The statement lays out a range of issues:
• Merger. OSU describes USAN's position as "any merger will do," while saying that OSU will not "take merger for granted" nor allow it "to fail because of tunnel vision, a lack of due diligence, or personal agenda."

Similarly, OSU's Robards said in an email Monday, "I am 100% committed to merger for all members of both unions. But after hearing some of the language coming from New York SAG Board leaders, I had grave concerns about whether this merger would succeed. I believe our members deserve something better than the `any merger' USAN might be willing to accept."
USAN's Giles responded angrily, "`Any merger will do?' Really? That must be why USAN leaders spent months hearing from members in listening tour meetings throughout the country, and why they are engaged – right now – in an exhaustive process to get every detail right."
The merger plan is still being worked on by a joint SAG/AFTRA group, called G1. The plan is expected to be presented to the unions' national boards in January.

• Videogames. The OSU statement charges that "the USAN Candidate who was the NY chair of the last Interactive Negotiations botched the negotiation of this contract, causing SAG to completely lose jurisdiction in this growing field." The statement then describes videogames as a $70 billion business, and asks "what's 1% of $70 billion?"
The significance of those numbers is unclear. In a statement to THR, OSU cited a New York Times report of a Gartner study for the $70 billion figure. However, the figure includes hardware as well as games themselves, and appears to be worldwide. (Reuters quotes DFC Intelligence as forecasting the 2011 worldwide market for videogame hardware and software at $65 billion.) Domestically, games alone generated about $16 billion in retail sales in 2010, according to NPD Group data.

Part of that sum is retained by the retailer. Game publishers receive a lesser, unknown portion, out of which they pay programmers, designers, writers, actors and others.
The source of the 1% figure is also unclear.
In any case, SAG's data shows that its members' revenue under the guild's interactive agreement ranged from $5 million to $6 million mid-decade, then dropped to $3.1m to $3.5m, and slid most recently to $2.4m in 2010, a $1.1m decline from the year before.
That $2.4m figure is about one-tenth of one percent (0.1%) of SAG members' total reported earnings last year, which amounted to almost $2 billion. Even the industrial/educational contract is five times larger than the interactive deal.
SAG lost jurisdiction over interactive work in 2009 when members voted to reject a contract with the videogame industry. Only 115 members voted, since the voting was held via in-person meetings open only to members who had worked under the contract. SAGWatch reported at the time that the vote was unanimous in favor outside of Los Angeles, but the contract failed 42 to 73 overall, due to opposition in the guild's Hollywood Division.
AFTRA, in contrast, ratified an agreement that year, as well as a renewal last month. But even before the SAG action in 2009, total union coverage (SAG plus AFTRA) was estimated to account for only 20% of videogame acting work.
An OSU spokesperson told THR, "The USAN-NY chair was unimpressive . . . he never took a strong position on the contract he was responsible for negotiating and openly and repeatedly dismissed the value of the contract. No jurisdiction, especially jurisdiction over an exploding area of the industry, should be squandered."

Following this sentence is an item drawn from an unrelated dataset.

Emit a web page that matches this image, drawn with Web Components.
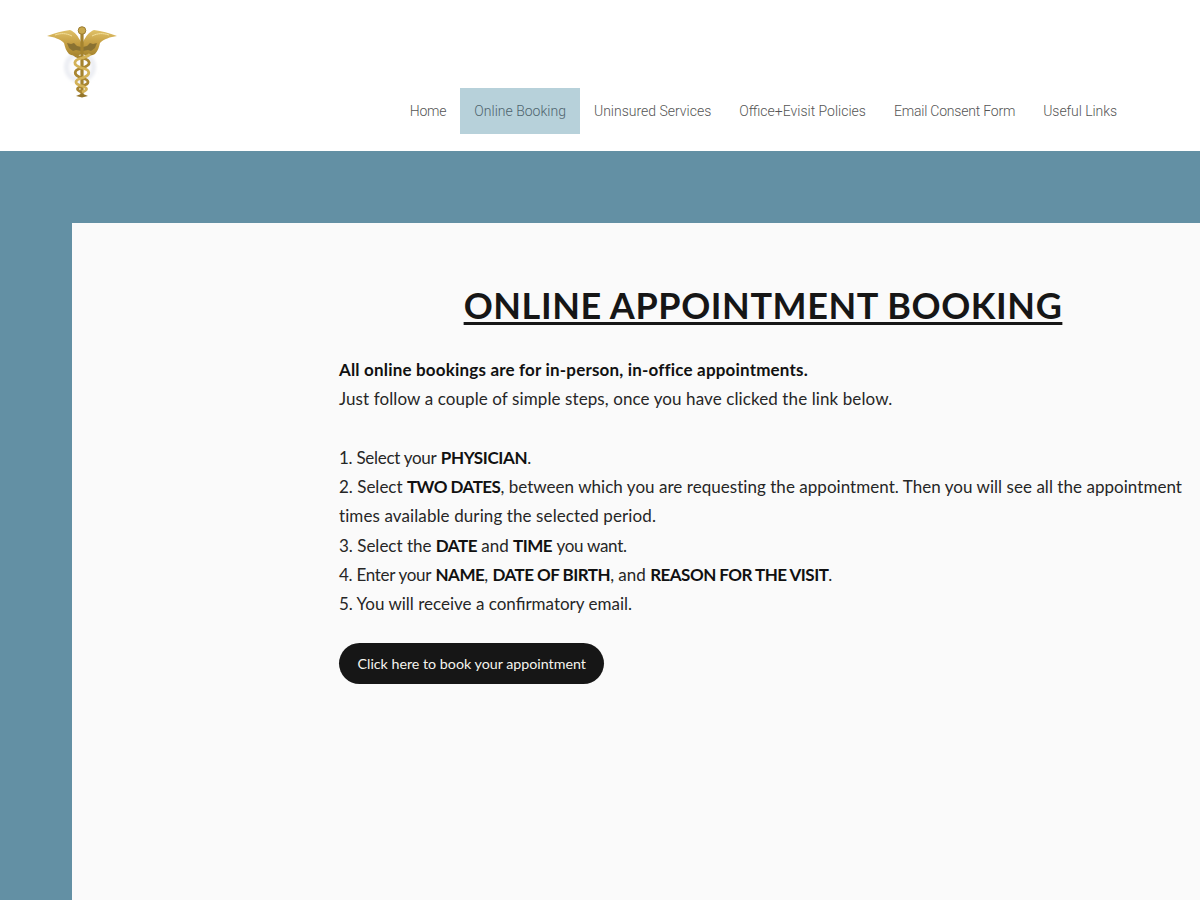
<!DOCTYPE html>
<html>
<head>
<meta charset="utf-8">
<title>Online Booking</title>
<style>
    html, body { margin: 0; padding: 0; background: #6390a4; }
    body { height: 900px; overflow: hidden; }
    booking-content b { color: #111; letter-spacing: -0.38px; }
    booking-content b.lead { letter-spacing: 0.18px; }
    booking-content b.caps { letter-spacing: -0.52px; }
    booking-content .wide { letter-spacing: 0.1px; }
    booking-content .slight { letter-spacing: 0.04px; }
    booking-content .tight { letter-spacing: -0.28px; }
</style>
</head>
<body>
<site-header>
    <nav-link style="letter-spacing: -0.2px">Home</nav-link>
    <nav-link active>Online Booking</nav-link>
    <nav-link>Uninsured Services</nav-link>
    <nav-link>Office+Evisit Policies</nav-link>
    <nav-link style="letter-spacing: -0.2px">Email Consent Form</nav-link>
    <nav-link style="letter-spacing: -0.07px">Useful Links</nav-link>
</site-header>
<page-panel>
    <booking-content>
        <span slot="title">ONLINE APPOINTMENT BOOKING</span>
        <p><b class="lead">All online bookings are for in-person, in-office appointments.</b><br>
        <span class="wide">Just follow a couple of simple steps, once you have clicked the link below.</span><br>
        <br>
        <span class="tight">1. Select your</span> <b>PHYSICIAN</b>.<br>
        2. Select <b class="caps">TWO DATES</b>, <span class="slight">between which you are requesting the appointment. Then you will see all the appointment</span> <span class="wide">times available during the selected period.</span><br>
        3. Select the <b class="caps">DATE</b> and <b class="caps">TIME</b> <span class="tight">you want.</span><br>
        <span class="tight">4. Enter your</span> <b class="caps">NAME</b>, <b class="caps">DATE OF BIRTH</b>, and <b class="caps">REASON FOR THE VISIT</b>.<br>
        5. You will receive a confirmatory email.</p>
        <pill-button slot="action">Click here to book your appointment</pill-button>
    </booking-content>
</page-panel>
<script>
class SiteHeader extends HTMLElement {
    constructor() {
        super()
        this.attachShadow({ mode: 'open' })
    }

    connectedCallback() {
        this.shadowRoot.innerHTML = `
            <style>
                :host {
                    display: flex;
                    justify-content: space-between;
                    height: 151px;
                    background: #fff;
                    box-sizing: border-box;
                    padding: 25px 69px 0 46px;
                }
                svg { display: block; width: 72px; height: 74px; }
                nav { display: flex; align-items: flex-start; padding-top: 63px; }
            </style>
            <svg viewBox="0 0 72 74">
                <defs>
                    <linearGradient id="gold" x1="0" y1="0" x2="0" y2="1">
                        <stop offset="0" stop-color="#e0c168"/>
                        <stop offset="0.5" stop-color="#c6a044"/>
                        <stop offset="1" stop-color="#a8862f"/>
                    </linearGradient>
                    <filter id="soft"><feGaussianBlur stdDeviation="0.4"/></filter>
                    <filter id="halo"><feGaussianBlur stdDeviation="1.5"/></filter>
                </defs>
                <g filter="url(#halo)">
                    <circle cx="34" cy="42" r="16" fill="#eceef3"/>
                    <circle cx="34" cy="42" r="11" fill="#fcfcfd"/>
                </g>
                <g filter="url(#soft)">
                    <path d="M35 17 C32 11 29 7 24 5 C16 6 9 8 1 11 C8 12 14 14 18 18 C19 22 20 26 23 29 C27 31 32 31 35 29 Z" fill="url(#gold)"/>
                    <path d="M37 17 C40 11 43 7 48 5 C56 6 63 8 71 11 C64 12 58 14 54 18 C53 22 52 26 49 29 C45 31 40 31 37 29 Z" fill="url(#gold)"/>
                    <path d="M21 18 L25 19 L28 18 L31 21 L35 22 L35 26 L30 25 L27 26 L23 23 Z M51 18 L47 19 L44 18 L41 21 L37 22 L37 26 L42 25 L45 26 L49 23 Z" fill="#8a7233"/>
                    <path d="M9 10 C15 8 20 8 26 11 M46 11 C52 8 57 8 63 10" fill="none" stroke="#f2de98" stroke-width="1"/>
                    <rect x="34.4" y="8" width="3.2" height="62" fill="#a5832f"/>
                    <circle cx="36" cy="5.5" r="3.8" fill="#c9a84e" stroke="#94752a" stroke-width="0.9"/>
                    <path d="M28 29 C29 31 33 32 36 33 C45 35 46 40 36 43 C27 45 27 50 36 53 C44 55 44 59 36 61 C30 63 30 65 36 67" fill="none" stroke="#a98630" stroke-width="2.8"/>
                    <path d="M44 29 C43 31 39 32 36 33 C27 35 26 40 36 43 C45 45 45 50 36 53 C28 55 28 59 36 61 C42 63 42 65 36 67" fill="none" stroke="#d3b258" stroke-width="2.8"/>
                    <path d="M30 71 L36 68.5 L42 71 L36 72.5 Z" fill="#94752a"/>
                </g>
            </svg>
            <nav><slot></slot></nav>
        `
    }
}

class NavLink extends HTMLElement {
    constructor() {
        super()
        this.attachShadow({ mode: 'open' })
    }

    connectedCallback() {
        this.shadowRoot.innerHTML = `
            <style>
                :host {
                    display: block;
                    height: 46px;
                    padding: 0 14px;
                    font: 300 14px/47px Roboto, "Liberation Sans", sans-serif;
                    color: #555;
                    white-space: nowrap;
                }
                :host([active]) { background: #b7d1da; color: #4f646e; }
            </style>
            <slot></slot>
        `
    }
}

class PagePanel extends HTMLElement {
    constructor() {
        super()
        this.attachShadow({ mode: 'open' })
    }

    connectedCallback() {
        this.shadowRoot.innerHTML = `
            <style>
                :host {
                    display: block;
                    margin: 72px 0 0 72px;
                    height: 677px;
                    background: #fafafa;
                    box-sizing: border-box;
                    padding: 0 13px 0 267px;
                }
            </style>
            <slot></slot>
        `
    }
}

class BookingContent extends HTMLElement {
    constructor() {
        super()
        this.attachShadow({ mode: 'open' })
    }

    connectedCallback() {
        this.shadowRoot.innerHTML = `
            <style>
                :host {
                    display: block;
                    padding-top: 58px;
                    font: 17px/29.3px Lato, sans-serif;
                    color: #262626;
                }
                h1 {
                    margin: 0 0 26px;
                    text-align: center;
                    color: #161616;
                    font: 700 36px/48px Lato, sans-serif;
                    letter-spacing: 0.58px;
                    text-decoration: underline;
                    text-decoration-thickness: 3px;
                    text-underline-offset: 3px;
                }
                .action { margin-top: 24px; }
                ::slotted(p) { margin: 0; }
            </style>
            <h1><slot name="title"></slot></h1>
            <slot></slot>
            <div class="action"><slot name="action"></slot></div>
        `
    }
}

class PillButton extends HTMLElement {
    constructor() {
        super()
        this.attachShadow({ mode: 'open' })
    }

    connectedCallback() {
        this.shadowRoot.innerHTML = `
            <style>
                :host {
                    display: inline-block;
                    height: 41px;
                    padding: 0 18.5px;
                    border-radius: 21px;
                    background: #161616;
                    color: #f4f4ee;
                    font: 14.25px/41px Lato, sans-serif;
                    cursor: pointer;
                }
            </style>
            <slot></slot>
        `
    }
}

customElements.define('site-header', SiteHeader)
customElements.define('nav-link', NavLink)
customElements.define('page-panel', PagePanel)
customElements.define('booking-content', BookingContent)
customElements.define('pill-button', PillButton)
</script>
</body>
</html>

• New Media. The OSU statement characterizes USAN's position on new media as "it's not that important" and says that a USAN leader (not named) "insisted that the only priority (in the 2010 studio contract negotiations) was increasing Pension & Health contributions from employers."
OSU emphasizes the growing importance of new media and argues that, for instance, the "free streaming windows" for ad-supported streaming of television shows should be shortened. "In other words," says the statement, "twenty-eight days of free usage for Lost is just too much."
That's apparently a reference to the new media residuals formula that provides for a non-residual bearing window of 17 days, or 24 days for episodes in a series' first season (or one-shot programs such a TV movies). It's unclear where OSU's 28 day figure comes from.
In his email earlier this week, OSU's Robards charged, "There was no effort to reduce streaming windows; no serious consideration given to alternate models for residuals payments, such as percentage-based residuals." He added, "I do not believe these concerns have been taken seriously by USAN leadership."
SAG and AFTRA did obtain a slight improvement in a different aspect of new media, managing to narrow the definition of experimental new projects, which are essentially outside the unions' jurisdiction.
It's not known whether SAG/AFTRA negotiators sought other new media improvements, though it seems likely that they did. How hard they pressed these issues, and whether they could have or should have held out for more, is something that members debate.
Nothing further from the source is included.